Find the lines of data that contain the string "React", then list them.

········

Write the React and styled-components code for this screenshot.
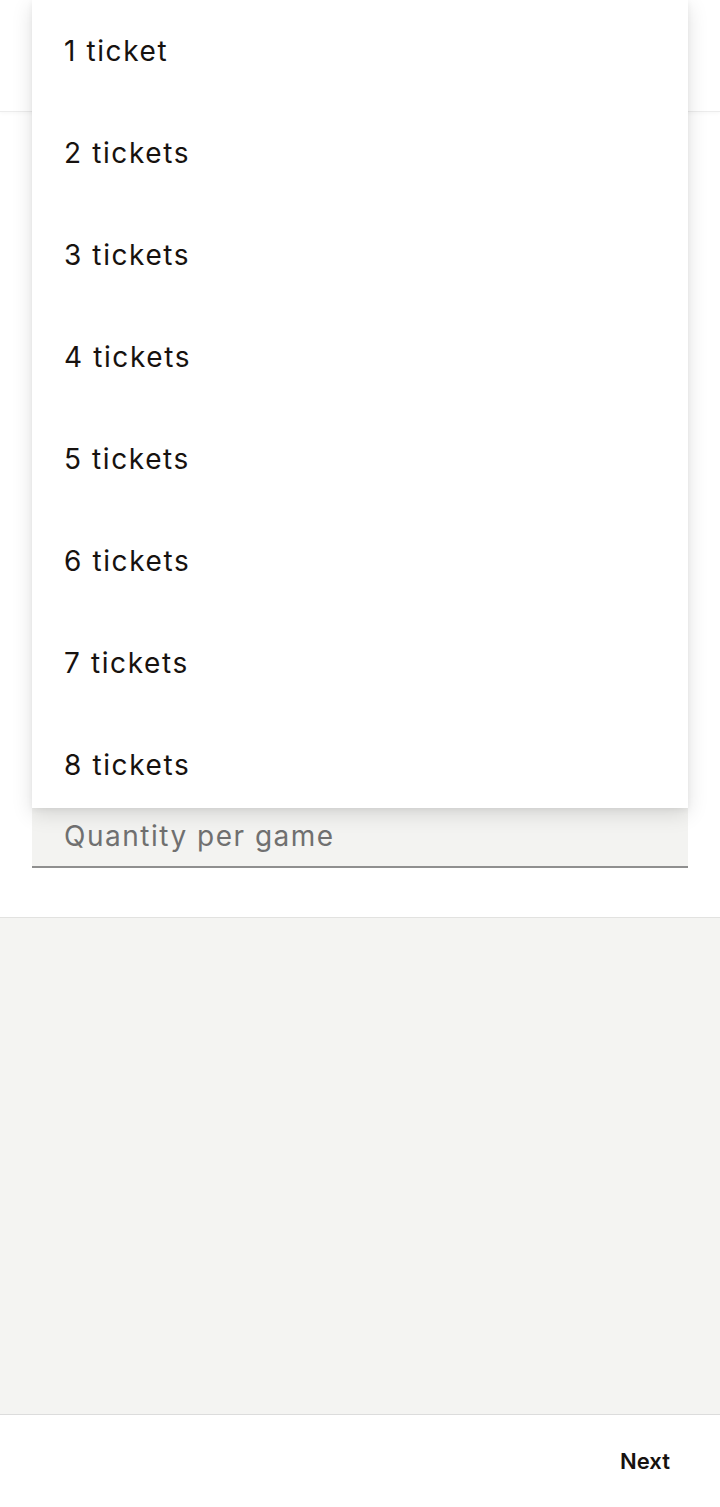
import React from "react";
import styled, { createGlobalStyle } from "styled-components";

const GlobalStyle = createGlobalStyle`
  html, body {
    margin: 0;
    padding: 0;
    background: #ffffff;
    font-family: Inter, "Noto Sans", sans-serif;
    color: #17120f;
  }
  * {
    box-sizing: border-box;
  }
`;

const Page = styled.div`
  position: relative;
  display: flex;
  flex-direction: column;
  min-height: 1507px;
  background: #ffffff;
`;

const Header = styled.div`
  height: 112px;
  background: #ffffff;
  border-bottom: 1px solid #ececec;
  box-shadow: 0 1px 4px rgba(0, 0, 0, 0.04);
`;

const FormSection = styled.div`
  display: flex;
  flex-direction: column;
  justify-content: flex-end;
  height: 806px;
  padding: 0 32px 49px;
  border-bottom: 1px solid #e2e2e0;
`;

const Field = styled.div`
  display: flex;
  align-items: center;
  height: 60px;
  padding: 0 32px 2px;
  background: #f3f3f1;
  border-bottom: 2px solid #8f8f8f;
`;

const Placeholder = styled.span`
  font-size: 28px;
  letter-spacing: 1.5px;
  color: #707070;
`;

const Filler = styled.div`
  flex: 1;
  background: #f4f4f2;
`;

const Footer = styled.div`
  display: flex;
  align-items: center;
  justify-content: flex-end;
  height: 93px;
  padding: 0 50px 0 0;
  background: #ffffff;
  border-top: 1px solid #dcdcdc;
`;

const NextButton = styled.button`
  border: none;
  background: none;
  padding: 0;
  font-family: Inter, "Noto Sans", sans-serif;
  font-size: 22px;
  font-weight: 600;
  color: #17120f;
  cursor: pointer;
`;

const Menu = styled.ul`
  position: absolute;
  top: 0;
  left: 32px;
  width: 656px;
  height: 808px;
  margin: 0;
  padding: 0;
  list-style: none;
  overflow: hidden;
  background: #ffffff;
  box-shadow: 0 6px 20px rgba(0, 0, 0, 0.12), 0 2px 6px rgba(0, 0, 0, 0.06);
`;

const Option = styled.li`
  display: flex;
  align-items: center;
  height: 102px;
  padding: 0 32px 1px;
  font-size: 28px;
  letter-spacing: 1.6px;
  color: #17120f;
  cursor: pointer;
`;

const options = [1, 2, 3, 4, 5, 6, 7, 8];

const App = () => (
  <>
    <GlobalStyle />
    <Page>
      <Header />
      <FormSection>
        <Field>
          <Placeholder>Quantity per game</Placeholder>
        </Field>
      </FormSection>
      <Filler />
      <Footer>
        <NextButton>Next</NextButton>
      </Footer>
      <Menu>
        {options.map(n => (
          <Option key={n}>{n === 1 ? "1 ticket" : `${n} tickets`}</Option>
        ))}
      </Menu>
    </Page>
  </>
);

export default App;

········

PROBLEM SOLUTION:
Write the React and styled-components code for this screenshot.
import React from "react";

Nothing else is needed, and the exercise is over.